Including the effect of hedging, average equivalent price per thousand cubic feet (Mcf) was $7.40 compared with $7.51 in the year-ago period. Average realized prices (inclusive of hedging activities) were $4.89 per Mcf of natural gas and $75.02 per barrel of oil, down 16% but up 17%, respectively, from the comparable quarter last year.

On the cost front, unit lease operating expense (LOE) decreased 11% year over year to 94 cents per Mcfe in the quarter. Transportation expenses increased substantially to 56 cents per Mcfe (from 18 cents in the year-ago period); general and administrative expenses were 70 cents per Mcfe (down 27%); while depletion, depreciation and amortization (DD&A) expenses decreased 5% to $2.89 per Mcfe from the year-earlier level of $3.05 per Mcfe.

Liquidity

Operating cash flow improved to $184.6 million during the quarter from $130.1 million in the year-ago quarter. At the end of the quarter, the company had cash balance of $29.9 million and long-term debt of $632.6 million, with a debt-to-capitalization ratio of 28.5%.

Guidance

The company’s production forecast for the fourth quarter of 2011 is in the range of 44 Bcfe to 47 Bcfe, of which oil, natural gas and NGL are estimated to comprise 30%, 58% and 12%, respectively, of the total production. The company’s LOE per Mcfe will likely be in the range of 90 cents to 96 cents for the fourth quarter. The company also expects DD&A to remain in the $2.90–$3.10 range for the fourth quarter.  

For 2012, the company provided preliminary production forecast in the range of 225–232 Bcfe.

The company’s preliminary 2012 capital spending is expected to remain within $1,400 million and $1,500 million.

Outlook

Denver, Colorado-based oil and gas company, SM Energy remains proactive in its attempt to hold a significant position in emerging shale plays and focus more on resource, with an inventory of repeatable drilling prospects and a high rate of return. We believe that the company’s emerging core portfolio is a positive catalyst for visible organic growth over the next several years.

During the quarter, SM Energy closed its previously announced sale of approximately 15,400 net operated acres in LaSalle and Dimmit Counties, Texas for cash proceeds of $226.9 million, before certain adjustments. The arrangements are a part of SM Energy’s objective to offload approximately 20% to 30% of its 250,000 net acre Eagle Ford Shale position. We believe these divestitures will help the company to streamline its portfolio while holding a significant position in emerging shale plays.

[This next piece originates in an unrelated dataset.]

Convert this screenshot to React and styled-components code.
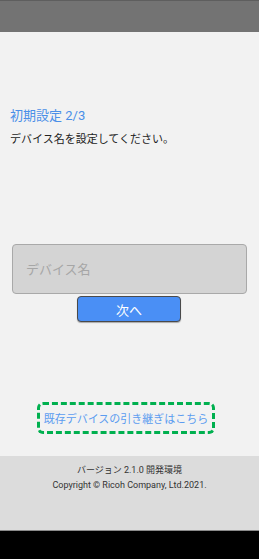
import React from 'react';
import styled, { createGlobalStyle } from 'styled-components';

const GlobalStyle = createGlobalStyle`
  html, body {
    margin: 0;
    padding: 0;
    background: #000;
  }
  body {
    font-family: Roboto, "Noto Sans CJK JP", sans-serif;
  }
`;

const Screen = styled.div`
  width: 259px;
  height: 559px;
  display: flex;
  flex-direction: column;
  background: #000;
  overflow: hidden;
`;

const StatusBar = styled.div`
  height: 32px;
  background: #737373;
  border-top: 1px solid #5e5e5e;
  box-sizing: border-box;
  flex-shrink: 0;
`;

const Main = styled.main`
  height: 424px;
  background: #f2f2f2;
  display: flex;
  flex-direction: column;
  box-sizing: border-box;
  padding: 75px 10px 0 10px;
`;

const Title = styled.h1`
  margin: 0;
  font-size: 13px;
  font-weight: 400;
  color: #4a8fe8;
  line-height: 18px;
`;

const Lead = styled.p`
  margin: 7px 0 0 0;
  font-size: 11px;
  color: #222;
  line-height: 15px;
`;

const Form = styled.div`
  margin-top: 97px;
  display: flex;
  flex-direction: column;
  align-items: center;
  gap: 2px;
`;

const NameInput = styled.input`
  box-sizing: border-box;
  width: 235px;
  height: 50px;
  background: #d4d4d4;
  border: 1px solid #a9a9a9;
  border-radius: 4px;
  padding: 0 13px;
  font-family: inherit;
  font-size: 13px;
  color: #333;
  outline: none;

  &::placeholder {
    color: #a6a6a6;
  }
`;

const NextButton = styled.button`
  box-sizing: border-box;
  width: 104px;
  height: 26px;
  margin-left: -1px;
  background: #4a8ff5;
  border: 1px solid #4a4a4a;
  border-radius: 4px;
  color: #fff;
  font-family: inherit;
  font-size: 13px;
  padding: 0;
  box-shadow: 0 1px 1px rgba(0, 0, 0, 0.3);
`;

const Spacer = styled.div`
  flex: 1;
`;

const TransferLink = styled.a`
  align-self: center;
  margin: 0 0 22px -7px;
  box-sizing: border-box;
  width: 178px;
  height: 32px;
  border: 3px dashed #00b04f;
  border-radius: 6px;
  display: flex;
  align-items: center;
  justify-content: center;
  font-size: 11px;
  color: #5b9cf0;
  text-decoration: none;
`;

const Footer = styled.footer`
  height: 75px;
  background: #dcdcdc;
  display: flex;
  flex-direction: column;
  align-items: center;
  padding-top: 8px;
  box-sizing: border-box;
  flex-shrink: 0;
  border-bottom: 1px solid #8a8a8a;
`;

const FooterLine = styled.div`
  font-size: 9px;
  color: #333;
  line-height: 12px;
  margin-bottom: 3px;
`;

const NavArea = styled.div`
  flex: 1;
  background: #000;
`;

export default function App() {
  return (
    <>
      <GlobalStyle />
      <Screen>
        <StatusBar />
        <Main>
          <Title>初期設定 2/3</Title>
          <Lead>デバイス名を設定してください。</Lead>
          <Form>
            <NameInput placeholder="デバイス名" />
            <NextButton>次へ</NextButton>
          </Form>
          <Spacer />
          <TransferLink href="#">既存デバイスの引き継ぎはこちら</TransferLink>
        </Main>
        <Footer>
          <FooterLine>バージョン 2.1.0 開発環境</FooterLine>
          <FooterLine>Copyright © Ricoh Company, Ltd.2021.</FooterLine>
        </Footer>
        <NavArea />
      </Screen>
    </>
  );
}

However, our long-term Outperform recommendation stems from SM Energy’s natural gas-weighted reserves. The company derives a significant portion of its operating revenues from natural gas.

SM Energy’s competitor, Range Resources Corporation also reported stellar third-quarter 2011 earnings piggybacking on higher production level, realized prices and lower unit costs.

We currently maintain a long-term Outperform recommendation on SM Energy. However, the company holds a Zacks #3 Rank, which is equivalent to a short-term Hold rating.